Needed a solution to sync data for our NFS servers, thoughts behind going with top heavy DRBD or rsync?

Scenario

We had a farm of NFS servers in production which needed replication for two purposes: 1) failover and 2) backup.

The PROS and CONS

Pros for DRBD:

  1. The SYNCHRONOUS mode for syncing data just works. That is the magic of using DRBD where it needs to successfully write to all secondary servers and the primary server before a write is considered successful.
  2. Speed. Situated at the bottom of the I/O stack, DRBD’s write is blazing fast.
  3. DRBD comes with a set of user space admin tools to help setup and checking for status.

Cons for DRBD:

  1. Setup is a b*itch and I am just talking about between 2 servers. There’s a lot of file editing, checking names of partition name and other manual tasks involve where the ROI is not there to design a recipe or playbook which can automate the setup. And if the file system between the two servers are different, get ready to fdisk and/or dd. These are LARGE partitions so the time adds up. There is a step during the initial setup where the primary and secondary needs to sync at the block level before use. For a 7TB partition, it took 24+ hours.
  2. Failing over and back is a b*itch. For those of you who deal with NFS knows things can be a beast sometimes. Add that onto the need to mount, umount, setting or unsetting primary/secondary servers and verifying, I have yet to build confidence in a recipe or playbook where I am blindly execute.
  3. DRBD hides the partition on the destination servers and it is basically blind faith that data sync is really happening. When I first used DRBD this was really uncomfortable for me, and till this day, I am still uncomfortable not being able to access the file system. In my nightmares I find out DRBD replication wasn’t working during the one time when I really need to fail over.

Pros for rsync:

  1. By default it’s on every ‘nix system so no messy installation is needed. rsync has not changed in a long time so no need about feature and revision differences.
  2. For the Doubting Thomas like me, you can see the file system at the destination servers to inspect and do with you please at your finger tips. This is actually an important factor to consider for easier fail overs.
  3. Kind of alluding to it in the point above, failing over and back to use is simple because this is all done at the file system level. If a server is to fall out of sync or if there is a need to add another server into replication, a simple rsync command will catch things up.

Cons for rsync:

  1. Data will never be as up-to-dat as rsync is copying from an existing data source and DRBD synchronous mode is to write to all servers before deeming it successful commit.
  2. Need to write own checks for validation and monitoring as rsync is a does not provide any of that.
  3. Need to figure out the exact flags and options. This is not a big con as it’s a one time tax to be paid. I’ll share mine if it helps anyone.
rsync -qravzPSH --log-file=/var/log/rsync/rsync.log 10.19.1.128:/export/data/appone/projects/objects/ /export/data/appone/projects/objects --delete

In the end

Even though it’s not absolutely critical my system have the sync delta at the microsecond level, we sucked it up and used drbd for the main failover system to avoid needing to invent monitoring for rsync. I then have a second set of servers to rsync from the main server at 2 hours intervals. This is to cover my lack of confidence in an invisible file system using DRBD and allows me flexibility in taking the servers rsyncing out of rotation for use (eg testing).
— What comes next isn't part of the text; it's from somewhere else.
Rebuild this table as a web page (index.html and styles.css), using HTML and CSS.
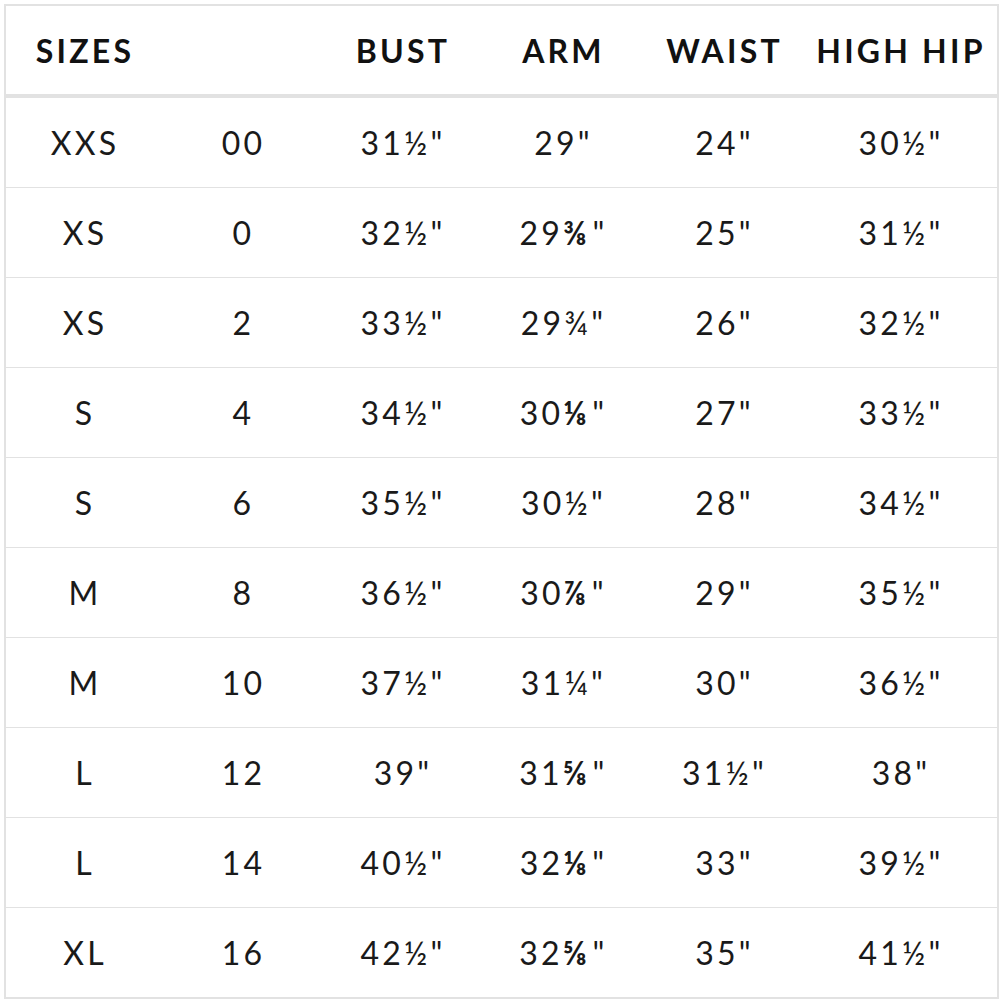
FILE: index.html
```html
<!DOCTYPE html>
<html>
<head>
<meta charset="utf-8">
<link rel="stylesheet" href="styles.css">
</head>
<body>
<div class="chart">
<table class="sizes">
<colgroup>
<col class="c1"><col class="c2"><col class="c3"><col class="c4"><col class="c5"><col class="c6">
</colgroup>
<thead>
<tr><th>SIZES</th><th></th><th>BUST</th><th>ARM</th><th>WAIST</th><th>HIGH HIP</th></tr>
</thead>
<tbody>
<tr><td>XXS</td><td>00</td><td>31½"</td><td>29"</td><td>24"</td><td>30½"</td></tr>
<tr><td>XS</td><td>0</td><td>32½"</td><td>29<span class="eighth">⅜</span>"</td><td>25"</td><td>31½"</td></tr>
<tr><td>XS</td><td>2</td><td>33½"</td><td>29¾"</td><td>26"</td><td>32½"</td></tr>
<tr><td>S</td><td>4</td><td>34½"</td><td>30<span class="eighth">⅛</span>"</td><td>27"</td><td>33½"</td></tr>
<tr><td>S</td><td>6</td><td>35½"</td><td>30½"</td><td>28"</td><td>34½"</td></tr>
<tr><td>M</td><td>8</td><td>36½"</td><td>30<span class="eighth">⅞</span>"</td><td>29"</td><td>35½"</td></tr>
<tr><td>M</td><td>10</td><td>37½"</td><td>31¼"</td><td>30"</td><td>36½"</td></tr>
<tr><td>L</td><td>12</td><td>39"</td><td>31<span class="eighth">⅝</span>"</td><td>31½"</td><td>38"</td></tr>
<tr><td>L</td><td>14</td><td>40½"</td><td>32<span class="eighth">⅛</span>"</td><td>33"</td><td>39½"</td></tr>
<tr><td>XL</td><td>16</td><td>42½"</td><td>32<span class="eighth">⅝</span>"</td><td>35"</td><td>41½"</td></tr>
</tbody>
</table>
</div>
</body>
</html>
```

FILE: styles.css
```css
html, body {
  margin: 0;
  padding: 0;
  background: #ffffff;
}

body {
  padding: 4px 0 0 4px;
}

.chart {
  width: 991px;
  border: 2px solid #e2e2e2;
}

.sizes {
  width: 991px;
  border-collapse: collapse;
  table-layout: fixed;
  font-family: Lato, "Open Sans", sans-serif;
  color: #1a1a1a;
}

.c1 { width: 158px; }
.c2 { width: 159px; }
.c3 { width: 160px; }
.c4 { width: 161px; }
.c5 { width: 161px; }
.c6 { width: 192px; }

.sizes th {
  height: 88px;
  padding: 0;
  font-size: 32px;
  font-weight: 700;
  letter-spacing: 0.1em;
  text-align: center;
  color: #111;
  border-bottom: 4px solid #e2e2e2;
}

.sizes td {
  height: 89px;
  padding: 0;
  font-size: 32px;
  font-weight: 400;
  letter-spacing: 0.1em;
  text-align: center;
  border-bottom: 1px solid #e2e2e2;
}

.sizes tbody tr:last-child td {
  border-bottom: none;
}

.eighth {
  font-weight: 700;
  letter-spacing: 0.18em;
}
```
The speed for rsync is ridiculously fast. My sync starts at the top level of a fairly deep nested folder structure and the folder size nearly 2G. My observation is that the rsync takes 6–7 mins here and there during the peak hours and mostly finish under 2 mins most of the time. And this is running at 2 hours interval. One way to optimize is to run rsync at shorter intervals and run many more rsync jobs at much lower levels in the directory tree. Though there will always be lag time when compared to synchronous mode.

--

--